191. Memorandum of a Conversation Between the Director of the Office of Philippine and Southeast Asian Affairs (Young) and the Indonesian Ambassador (Notowidigdo), Department of State, Washington, April 5, 19551
SUBJECT
- Remarks of Soviet Ambassador to Washington on Quemoy and Matsu
At lunch today the Indonesian Ambassador told me, on the basis of strict confidence, that he had recently had a long conversation with Ambassador Zaroubin on various matters including the question of whether or not the Chinese Communists would actually attack Quemoy and Matsu. Ambassador Moekarto said that during this conversation he began teasing Zaroubin, as he put it, about the Soviet Union letting the Chinese attack these two little islands and threatening to bring on a general thermo-nuclear warfare as a result. At first Zaroubin ducked the whole issue but then he finally became rather annoyed and suddenly blurted out that this was not true because the Chinese Communists were not going to attack Quemoy and Matsu. Realizing what he had said, Zaroubin abruptly changed the subject of conversation. Moekarto was sure Zaroubin had let this remark slip unintentionally in a moment of provocation.

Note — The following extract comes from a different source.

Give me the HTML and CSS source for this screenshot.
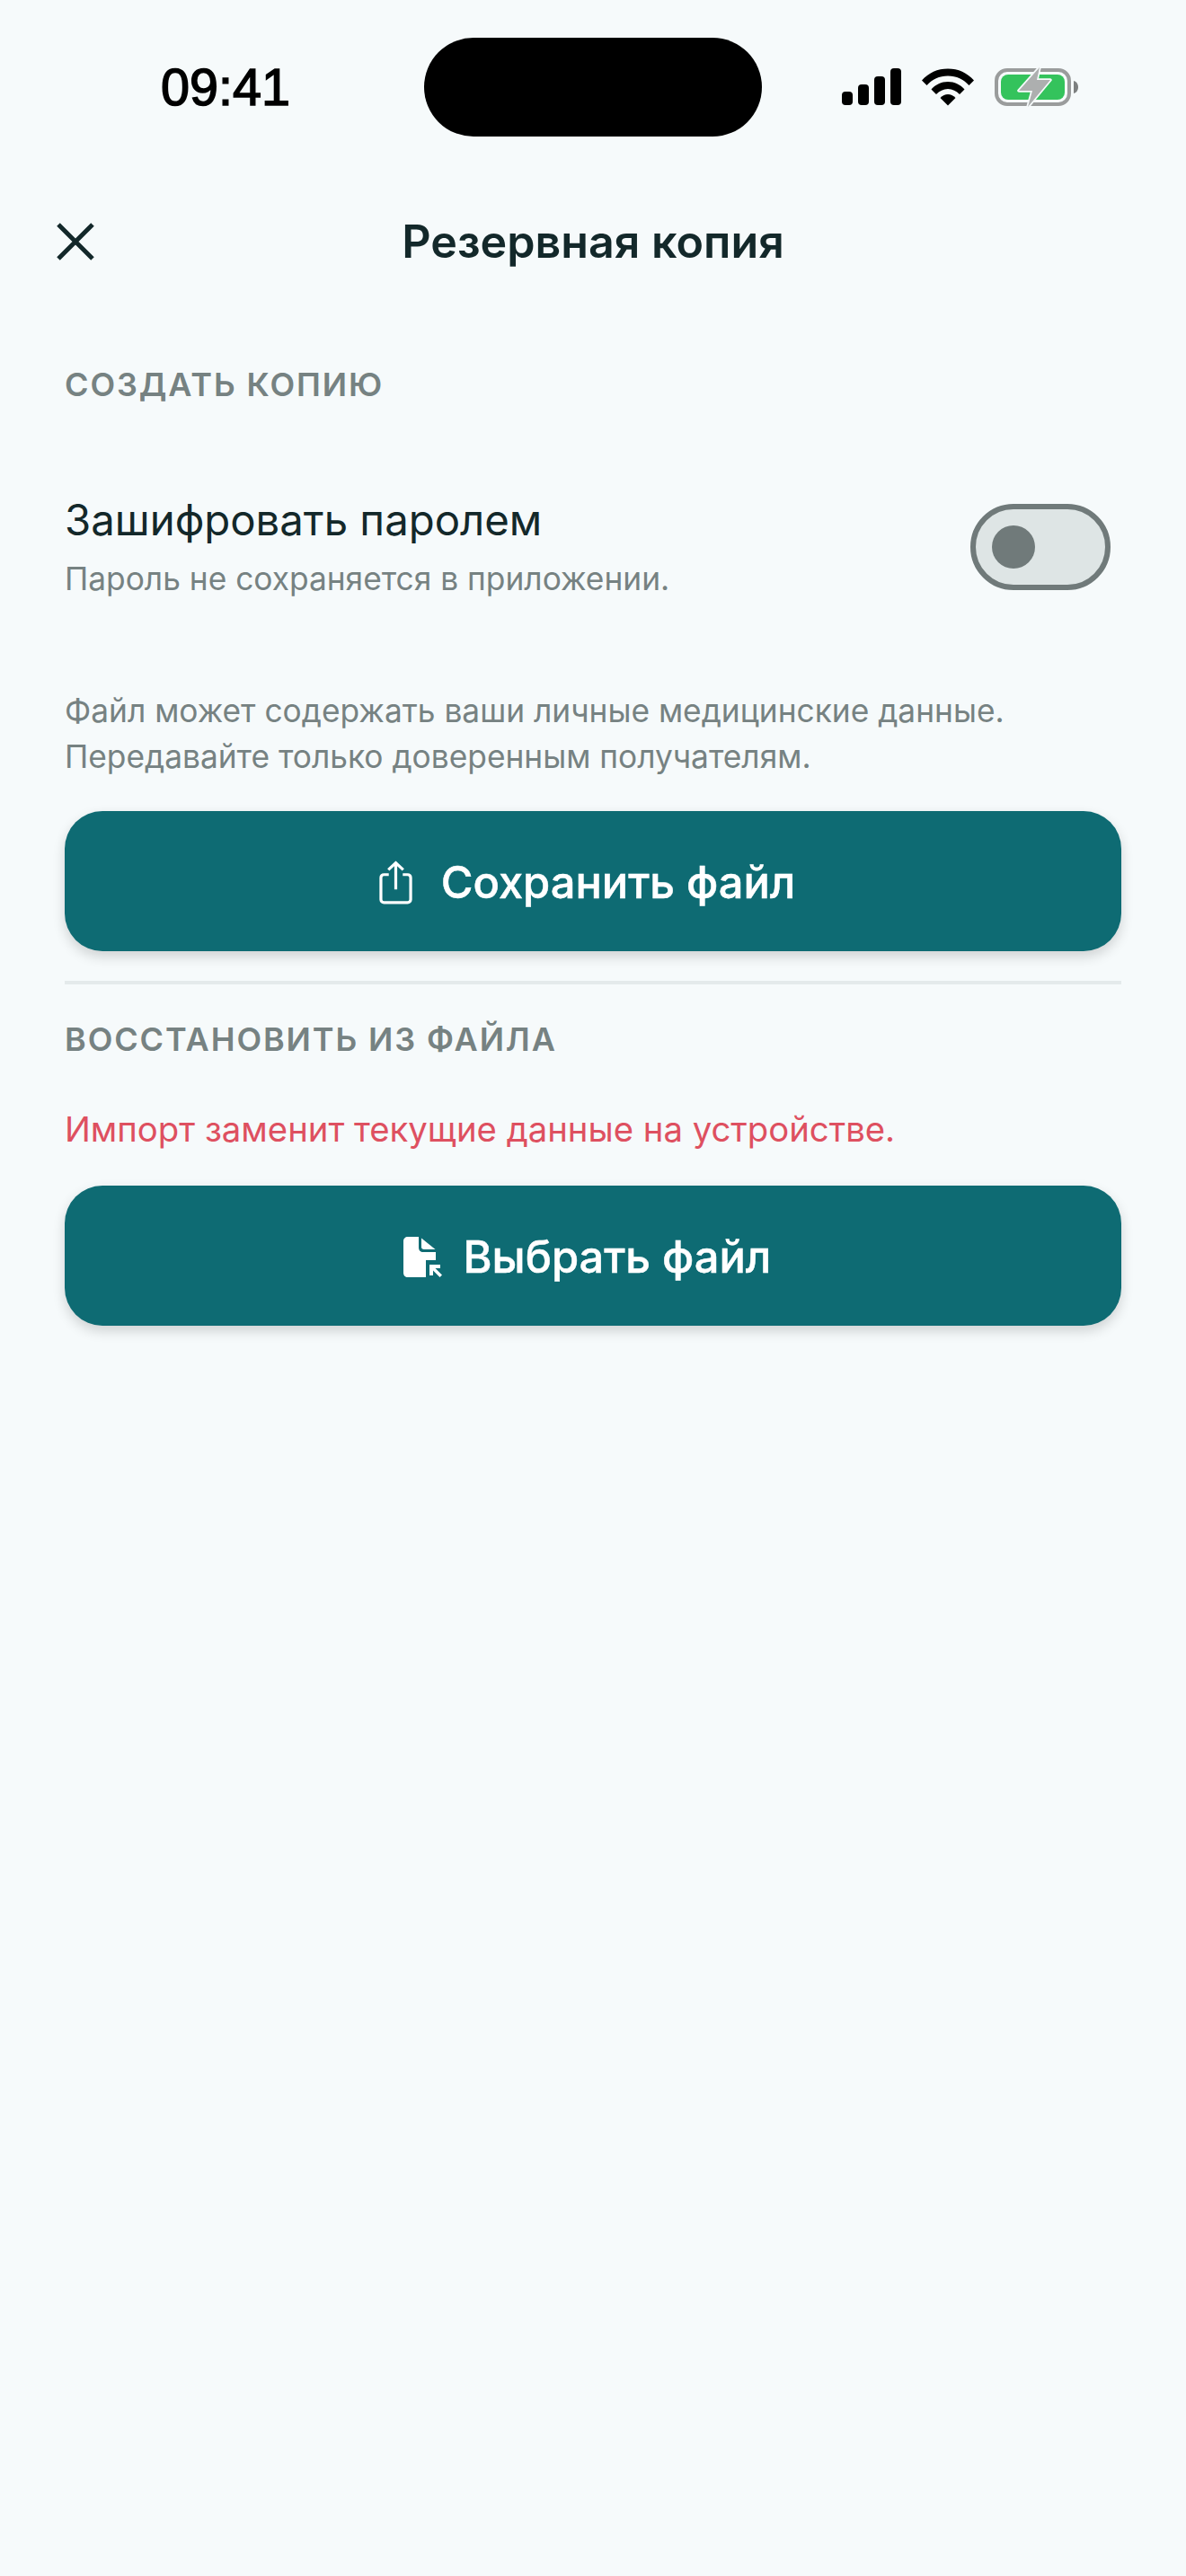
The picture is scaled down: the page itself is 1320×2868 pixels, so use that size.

In any event Moekarto thought this slip was particularly revealing. It conformed to the reports of the Indonesian Ambassador in Peking who has been telling his government in Djakarta that in his opinion the Chinese Communists would not attack the two islands or Formosa.
On the other hand, Moekarto said that this question of whether they would or would not attack was very confusing. Krishna Menon has told Ambassador Barrington2 who told Moekarto that the Chinese [Page 452] Communists had the intention of attacking the two islands. When I asked Moekarto whether or not he could tell from the reports of the Indonesian Ambassador in Peking that the Chinese Communists do or do not fully understand the readiness of the United States to help in the defense of Taiwan, Moekarto said that the position of the United States with respect to the two islands is so ambiguous in Washington that neither he nor any of his colleagues with whom he has discussed the matter can evaluate the intentions of the United States and so report accurately to their governments. Moekarto told me quite frankly that he has been sounding out this question with several Asian and European diplomats in Washington all of whom appear completely confused, he said, regarding the United States position on the two islands. He acknowledged that our position on Taiwan is clear but he felt that was not a crucial issue. The question of whether the Chinese Communists will attack the offshore islands and whether the United States will intervene against that attack is the basic problem. He thought it would be better for the United States to announce clearly that it would resist or that it would not. He is afraid that in this “confusion” that the Chinese Communists may become reckless and decide to launch an assault on the offshore islands.